The problem is there are six of them, and you really don't want
six of one type. Your best bet is to roll a d6 when you draw
- even, it's Friendly Natives - draw a plant chit
(coin), which doesn't give you any immediate points but will add
to your total number in trying to get the most.
it's Ruins: three victory points, score immediately.
Record the die rolls - when you've gotten three of one type, the
rest are the other type. Just do without Hostile Natives - it's okay,
they didn't add much, to be honest.
- Getting gold: get rid of the terrible die mechanism, but keep
using the gold coins. Pick a start player, and every time their
turn comes around, they determine how much gold each player
gets. You don't have a spinner, alas. The best bet is to use 1d4+1,
which returns a result between 2-5 with an equal chance of each,
which is what the spinner does. If you don't have a d4 (or don't
like to roll them - they generally roll poorly), you can use 2d6 with
the following table:
White Die | Black Die | Gold
Even | Odd | 2
Odd | Even | 3
Even | Even | 4
Odd | Odd | 5
- That is, find two dice, one black and one white. Roll them
together. If the white one is even, the amount of Gold each player
gets is even. If the white die is odd, the amount of Gold each
player gets is odd. If the black die matches the white die (not
necessarily in exact value, just in evenness/oddness), the amount
of Gold each player gets is high. If the black die is the opposite
of the white die, the amount of Gold each player gets is low. With
a little practice, you won't even need the chart.
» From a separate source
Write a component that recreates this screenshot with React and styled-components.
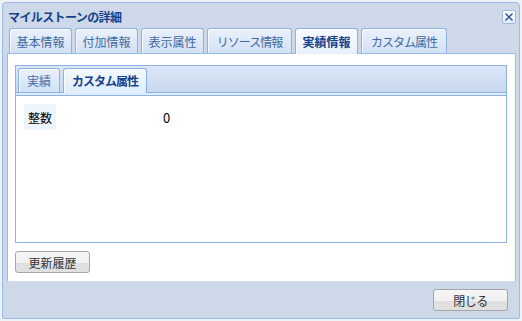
import React from "react";
import styled, { createGlobalStyle } from "styled-components";

const Global = createGlobalStyle`
  html, body { margin: 0; padding: 0; }
  body {
    background: #eef1f5;
    font-family: "Noto Sans CJK JP", "Noto Sans", sans-serif;
    width: 522px; height: 321px; overflow: hidden;
  }
`;

const Window = styled.div`
  box-sizing: border-box;
  margin: 2px 0 0 2px;
  width: 518px;
  height: 317px;
  border: 1px solid #99bbe8;
  border-radius: 4px 4px 2px 2px;
  background: #cdd9e8;
  padding: 0 3px 0 4px;
  display: flex;
  flex-direction: column;
`;

const Header = styled.div`
  height: 25px;
  display: flex;
  align-items: center;
  justify-content: space-between;
  padding: 0 0 0 1px;
`;

const Title = styled.div`
  font-size: 12px;
  font-weight: bold;
  color: #15428b;
  letter-spacing: -0.6px;
  line-height: 14px;
  margin-top: 2px;
`;

const CloseBox = styled.div`
  box-sizing: border-box;
  width: 14px;
  height: 14px;
  margin-top: 3px;
  border: 1px solid #99bbe8;
  border-radius: 2px;
  background: linear-gradient(#ffffff, #e4edf9);
  display: flex;
  align-items: center;
  justify-content: center;
`;

const Strip = styled.div`
  display: flex;
  gap: 3px;
  align-items: flex-end;
  padding: ${(p) => (p.inner ? "2px 0 0 2px" : "0 0 0 2px")};
  border-bottom: 1px solid ${(p) => (p.inner ? "#8db2e3" : "#99bbe8")};
  background: ${(p) =>
    p.inner ? "linear-gradient(#dbe6f6, #c8d8ee)" : "transparent"};
`;

const Tab = styled.div`
  box-sizing: border-box;
  width: ${(p) => p.width}px;
  height: ${(p) => (p.inner ? 24 : 25)}px;
  margin-bottom: ${(p) => (p.active ? "-1px" : "0")};
  height: ${(p) => (p.inner ? 24 : 25) + (p.active ? 1 : 0)}px;
  border: 1px solid #8db2e3;
  border-bottom: none;
  border-radius: 3px 3px 0 0;
  display: flex;
  align-items: center;
  justify-content: center;
  font-size: 12px;
  white-space: nowrap;
  padding-bottom: ${(p) => (p.active ? 1 : 0)}px;
  color: ${(p) => (p.active ? "#15428b" : "#416aa3")};
  font-weight: ${(p) => (p.active ? "bold" : "normal")};
  letter-spacing: ${(p) => (p.kana ? "-1px" : "0")};
  background: ${(p) =>
    p.active
      ? p.inner
        ? "linear-gradient(#f5f9fe, #deecfd)"
        : "linear-gradient(#f8fbff, #e6f0fc)"
      : "linear-gradient(#eaf1fb, #d2e1f5)"};
  box-shadow: inset 1px 1px 0 rgba(255, 255, 255, 0.7);
`;

const Body = styled.div`
  flex: 1;
  box-sizing: border-box;
  background: #ffffff;
  border: 1px solid #99bbe8;
  border-top: none;
  border-bottom: none;
  padding: 11px 8px 8px 7px;
  display: flex;
  flex-direction: column;
  align-items: flex-start;
`;

const Panel = styled.div`
  box-sizing: border-box;
  align-self: stretch;
  height: 178px;
  border: 1px solid #8db2e3;
  display: flex;
  flex-direction: column;
`;

const Spacer = styled.div`
  height: 2px;
  background: #deecfd;
  border-bottom: 1px solid #8db2e3;
`;

const Content = styled.div`
  flex: 1;
  padding: 8px 0 0 8px;
`;

const Row = styled.div`
  display: grid;
  grid-template-columns: 139px 1fr;
  align-items: center;
`;

const Label = styled.div`
  justify-self: start;
  width: 32px;
  height: 26px;
  box-sizing: border-box;
  background: #eef4fc;
  font-size: 12px;
  color: #000;
  display: flex;
  align-items: center;
  padding-left: 4px;
  white-space: nowrap;
`;

const Value = styled.div`
  font-size: 13px;
  color: #000;
`;

const Button = styled.button`
  box-sizing: border-box;
  width: 75px;
  height: 22px;
  margin-top: 8px;
  border: 1px solid #a6a6a6;
  border-radius: 3px;
  background: linear-gradient(#f6f6f6 0%, #efefef 55%, #e0e0e0 56%, #e0e0e0 100%);
  font-family: "Noto Sans CJK JP", sans-serif;
  font-size: 12px;
  color: #333;
  padding: 0;
  letter-spacing: ${(p) => (p.kana ? "-0.5px" : "0")};
  display: flex;
  align-items: center;
  justify-content: center;
`;

const Footer = styled.div`
  height: 37px;
  box-sizing: border-box;
  display: flex;
  justify-content: flex-end;
  padding: 0 8px 0 0;
  & > button {
    margin-top: 8px;
  }
`;

const outerTabs = [
  { t: "基本情報", w: 63 },
  { t: "付加情報", w: 63 },
  { t: "表示属性", w: 63 },
  { t: "リソース情報", w: 85, kana: true },
  { t: "実績情報", w: 63, active: true },
  { t: "カスタム属性", w: 86, kana: true },
];

export default function App() {
  return (
    <>
      <Global />
      <Window>
        <Header>
          <Title>マイルストーンの詳細</Title>
          <CloseBox>
            <svg width="10" height="10" viewBox="0 0 10 10">
              <path d="M1.5 1.5 L8.5 8.5 M8.5 1.5 L1.5 8.5" stroke="#2d4f8f" strokeWidth="1.4" />
            </svg>
          </CloseBox>
        </Header>
        <Strip>
          {outerTabs.map((t) => (
            <Tab key={t.t} width={t.w} active={t.active} kana={t.kana}>
              {t.t}
            </Tab>
          ))}
        </Strip>
        <Body>
          <Panel>
            <Strip inner>
              <Tab inner width={42}>実績</Tab>
              <Tab inner width={84} active kana>カスタム属性</Tab>
            </Strip>
            <Spacer />
            <Content>
              <Row>
                <Label>整数</Label>
                <Value>0</Value>
              </Row>
            </Content>
          </Panel>
          <Button>更新履歴</Button>
        </Body>
        <Footer>
          <Button kana>閉じる</Button>
        </Footer>
      </Window>
    </>
  );
}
- Yet another way to do this would be to take two pennies. Get
a bold, black permanent marker and write "1" on one side of one
penny, and "2" on the other side. On the second penny write "1"
on one side and "3" on the other. Shake both in your hands, toss
onto the table, and add the numbers: the result will be an equal
distribution from 2-5.
- Do use the two rules from the New that I mention
- Ability to buy a face-up tile for 4 Gold,
- Different starting costs for different edges.